TORONTO – For the second time in a week Ontario’s Liberals were dealt a blow by a legislative watchdog, this time the Financial Accountability Office says the government’s deficit projections are inaccurate.
Just weeks before Ontario’s provincial election, the FAO said Wednesday the province’s deficit will jump to almost $12 billion this year as a result of higher spending in the Liberal government’s 2018 budget and weak revenue gains.
Those figures – released in the FAO’s Spring 2018 Economic Outlook – stand in stark contrast to the $6.7 billion deficit projected just weeks ago by the Liberals in their spring budget and already called into question last week by Ontario Auditor General Bonnie Lysyk.
FAO chief economist David West said at a basic level the government’s current spending levels are unsustainable.
“We use the word structural deficit,” he said. “There is a fundamental imbalance between revenues and spending. The 2018 budget just added to that imbalance. The conclusion of that … is that economic growth alone will not be sufficient to allow the government to eliminate the deficit.”
The Liberal government’s spring budget has projected six consecutive deficits to fund billions in new spending on child care and health care.
The FAO report said the government’s spending plan will add about $70 billion to the province’s net debt, increasing it to almost $400 billion in 2020-21.
It also warns that the Liberal government’s plan to balance the books by 2024 involves a dramatic cut in spending growth, and said the government has provided few specifics about those spending cuts.
It would need to find $15 billion in reductions by 2025, or the equivalent of an eight per cent drop in program spending, to achieve its goal, the report notes.
J. David Wake, the Temporary Financial Accountability Officer, said the government’s plan “shifts the burden of stabilizing Ontario’s public finances from current taxpayers to younger Ontarians and leaves the province with less flexibility to respond to future crises, including recessions.”
The report echoes some of the findings from the auditor general who said that the government had understated its deficit numbers in the 2018 budget, saying they were off by 75 per cent for 2018-2019, with that jumping to 92 per cent for 2020-2021.
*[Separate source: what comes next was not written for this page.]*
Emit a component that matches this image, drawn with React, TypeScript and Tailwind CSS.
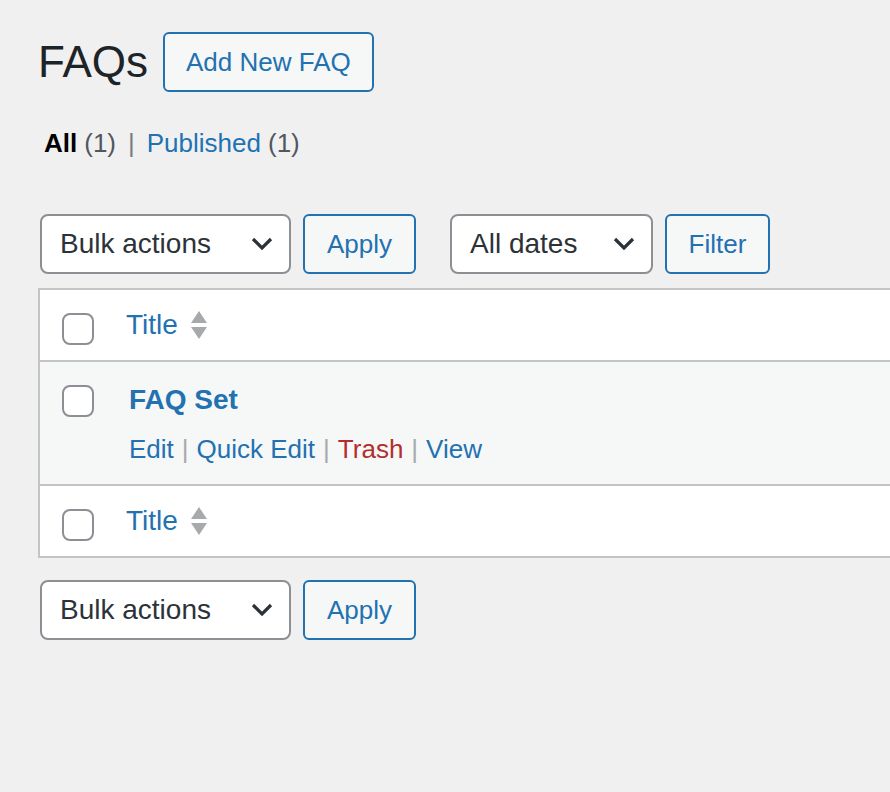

Lysyk said the government has not accurately reflected the true cost of its borrowing plan to cut hydro rates by 25 per cent, and also raised questions about how the province accounts for revenues related to two teacher pension plans it includes on the books as assets.
Finance Minister Charles Sousa said his financial projections incorporate restrained estimates and he isn’t concerned the FAO’s warnings will come to pass.
“We’ve always beaten those expectations,” he said. “We will do so again because I’ve been taking very cautious measures and I have put in contingencies and reserves to ensure that we track back.”
Progressive Conservative Parliamentary Leader Vic Fedeli called the FAO’s findings another “damning” report about the state of the province’s finances. The watchdog’s findings confirm again that the government’s projections aren’t accurate, he said.
“They did not slay the deficit, as they said, they did not balance,” he said.
“You cannot trust anything that Kathleen Wynne says ever again.”